Rubber gatherers were tortured, maimed and slaughtered until the turn
of the century, when the Western world forced Brussels to call a halt. Arthur
Conan
Doyle also
blasted the 'rubber regime' in his 1908 work 'The Crime of the Congo', written to aid the work of the Congo
Reform
Association. Doyle contrasted Leopold's rule to the British
rule of Nigeria,
arguing
decency required that those who ruled primitive peoples to be
concerned first with their uplift, not how much could be extracted from
them. Doyles work is the most complete contemporary account of the
Congo scandal. It should be noted that, as Hochschild describes in King Leopold's Ghost,
Imperial
Germany and to a lesser extent France and Portugal adopted the
Congo methods to some extent in those parts of their colonies where
natural rubber occurred. Finally,
in 1908, the Belgian
parliament compelled
the
King to cede the Congo Free State to Belgium.
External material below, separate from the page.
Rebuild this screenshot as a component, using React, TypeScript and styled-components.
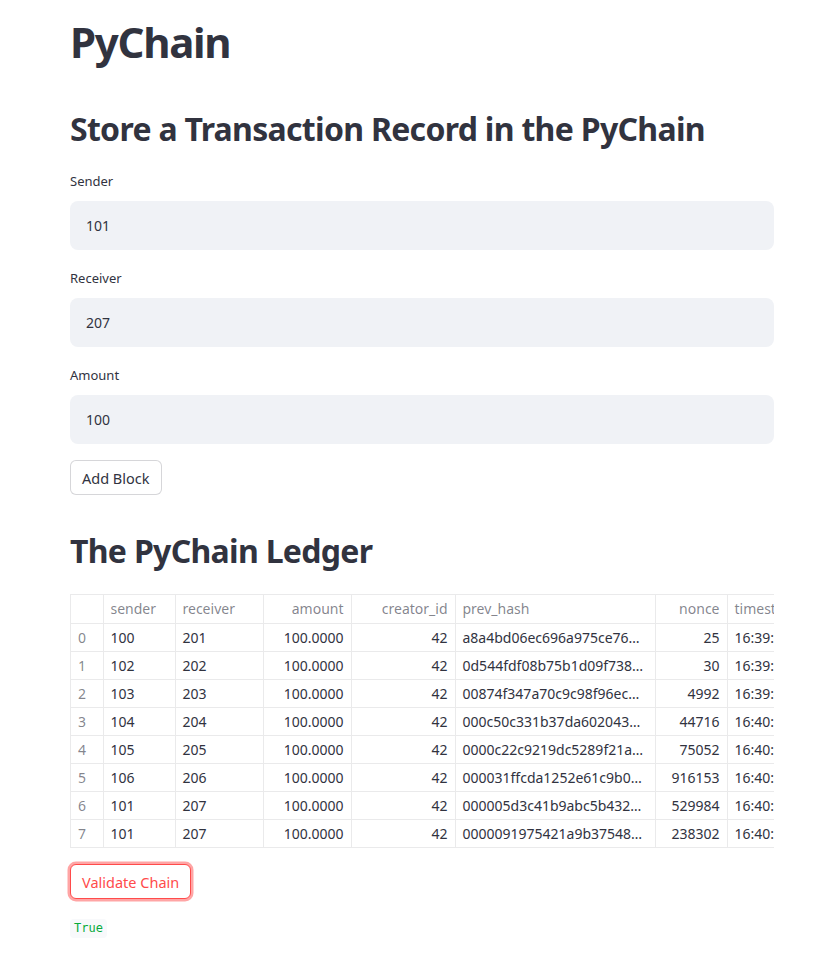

Emperor Franz
Joseph of Austria-Hungary once described his fellow
ruler as a "thoroughly bad man". Leopold
II is still a controversial figure in the Democratic
Republic
of Congo; in 2005 his statue was taken down just hours
after it was re-erected in the capital, Kinshasa.
The
Congolese culture minister, Christoph Muzungu, decided to reinstate
the statue, pointing out the sense of liberating progress that had
marked the beginning of the Free State and arguing people should see
the positive aspects of the king as well as the negative. But just
hours after the six metre (20 ft) statue was erected in the middle
of a roundabout near Kinshasa's central station, it was taken down
again, without explanation. The Congo continues, however, to use a
variation of the Free State flag, which it adopted after dropping the
name and flag of Zaire. Though
extremely
disliked by his subjects at the end of his reign — his
funeral cortege was booed — Leopold II is remembered today by many
Belgians as the "Builder King" (Koning-Bouwer in Dutch, le Roi-Bâtisseur in French)
because
he commissioned a great number of buildings and urban projects,
mainly in Brussels, Ostend and Antwerp. These
buildings include the Royal Glasshouses in the grounds of the Palace at Laken,
the
Japanese Tower, the Chinese Pavilion, the Musée du Congo (now called the Royal
Museum
for Central Africa), and their surrounding park in Tervuren,
the Cinquantenaire in Brussels, and the
Antwerp railway station hall. He also built an important country
estate in Saint-Jean-Cap-Ferrat on the French
Riviera, including the Villa
des
Cèdres, which is now a botanical garden. These were all built using the profits from the Congo. In
1900, he created the Royal
Trust, by which means he donated most of his property to the
Belgian nation.
After the
King transferred his private colony to Belgium, there was, as Adam
Hochschild puts it
in King
Leopold's
Ghost, a "Great Forgetting". Hochschild records that,
on his visit to the colonial Royal Museum for Central Africa in the
1990s, there was no mention of the atrocities committed in the Congo
Free State, despite the museum's large collection of colonial objects.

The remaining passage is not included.